29 avril 2014

La société «québécoise» Valeant et son compère Bill Ackman

Yvan Allaire | Lesaffaires.com

François Pouliot a déjà noté dans ces pages la québécitude approximative de Valeant. Cette société virtuellement localisée à Laval est incorporée en Colombie-Britannique; son PDG réside au New Jersey et son conseil d’administration ne compte que deux Canadiens sur dix membres (et aucun résident du Québec).

Son intérêt pour le Canada et le Québec tient entièrement à une fiscalité avantageuse. Toutefois, la société, par sa résidence officielle au Québec, est assujettie à l’Autorité des marchés financiers du Québec.

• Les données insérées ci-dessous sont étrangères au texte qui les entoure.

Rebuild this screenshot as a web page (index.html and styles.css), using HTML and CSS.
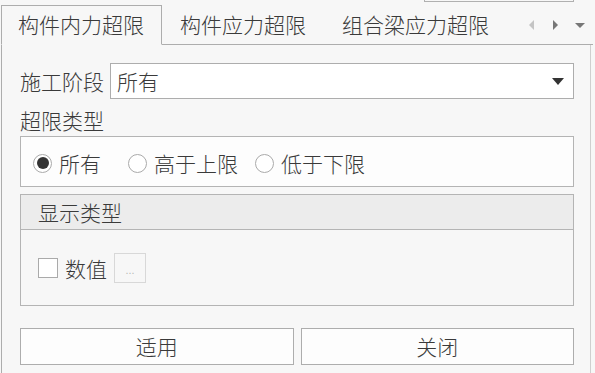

Or, ces derniers jours, les milieux financiers et juridiques américains ont sourcillé devant le projet conjoint de Valeant et Pershing Square (le hedge fund de Bill Ackman) de prendre le contrôle de la société Allergan.

Cette affaire offre un exemple instructif, signe des temps à venir, de montages hautement lucratifs construits en bordure de la loi et des règles sur les délits d’initiés.

Voici les faits :

  • Le 25 février 2014 Pershing Square et Valeant s’entendent pour procéder à une offre de fusion entre Valeant et Allergan. Allergan ne sait rien de cette entente; cette intention ne sera dévoilée que le 21 avril 2014;
  • Dès le 25 février, Pershing commence à acheter des options d’achat sur le titre d’Allergan pour exercice au prix courant de l’action (lequel oscille entre $120 et $134); ces options (techniquement des « Delta one options ») viennent à échéance en mars et avril 2015;
  • Pershing continue d’acheter de telles options jusqu’au 17 avril amassant ainsi plus de 25 millions d’options; dès que le pourcentage des actions ainsi « acquises » par produits dérivés dépasse 5%, Pershing doit rendre ce fait public mais il dispose d’un délai de 10 jours pour faire rapport à la SEC; Pershing se sert de ce délai, c’est pratique usuelle, pour acquérir massivement des options, si bien qu’au moment où l’information devient publique (et fait grimper le titre), il a droit d’achat sur 9,8% des actions d’Allergan; l’information devient publique le 21 avril 2014;
  • Le 21 avril justement, Pershing et Valeant annoncent leur entente et leur intention de faire une offre non sollicitée pour fusionner Allergan; ce même jour Pershing achète une option d’achat futur portant sur 3,450 millions d’actions d’Allergan.
  • Dès que l’intention de Valeant/Pershing est rendue publique, le titre d’Allergan fait un bond; il se transige aujourd’hui à $166. Les options acquises par Pershing prennent ainsi une valeur (sur papier) d’environ $1 milliard.

Or, ce montage ne fait-il pas de Pershing un initié? Sachant que son « associé » Valeant allait faire une offre pour fusionner avec Allergan et connaissant les termes de cette offre, son achat massif d’options pourrait-il constituer un délit d’initié?

Mais non, mais non! Puisque Pershing est associé à Valeant pour mener la transaction, il a le droit, comme tout acquéreur en puissance, d’acheter des actions (directement ou par produits dérivés) de la société cible.

La règle du « dix jours » entre le moment où le seuil de 5% (ce seuil est de 10% au Canada) est franchi et le moment où le fait est rendu public peut sembler un tantinet trop favorable aux « hedge funds ». La loi Dodd-Frank enjoignait la SEC de modifier cette règle, mais l’opposition est féroce et bien financée. Alors rien n’a été fait depuis 2010.

Si rien ne change, nous verrons se multiplier ce genre d’opérations permettant à des « hedge funds » de s’enrichir quels que soient les dommages collatéraux infligés à notre système économique.

Comment pourrait-on faire entrave à ces opérations?

On pourrait bien sûr resserrer le seuil à compter duquel on doit rendre publique une position prise dans l’actionnariat d’une société ainsi qu’écourter le délai accordé pour divulguer cette information : par exemple 1% (comme au Royaume-Uni) et trois jours.

On pourrait relever la transparence des transactions sur produits dérivés, par exemple en exigeant un rapport mensuel de tous les fonds quant à leurs achats d’options et autres produits dérivés.

Les opinions exprimées dans ce texte n’engagent que l’ auteur.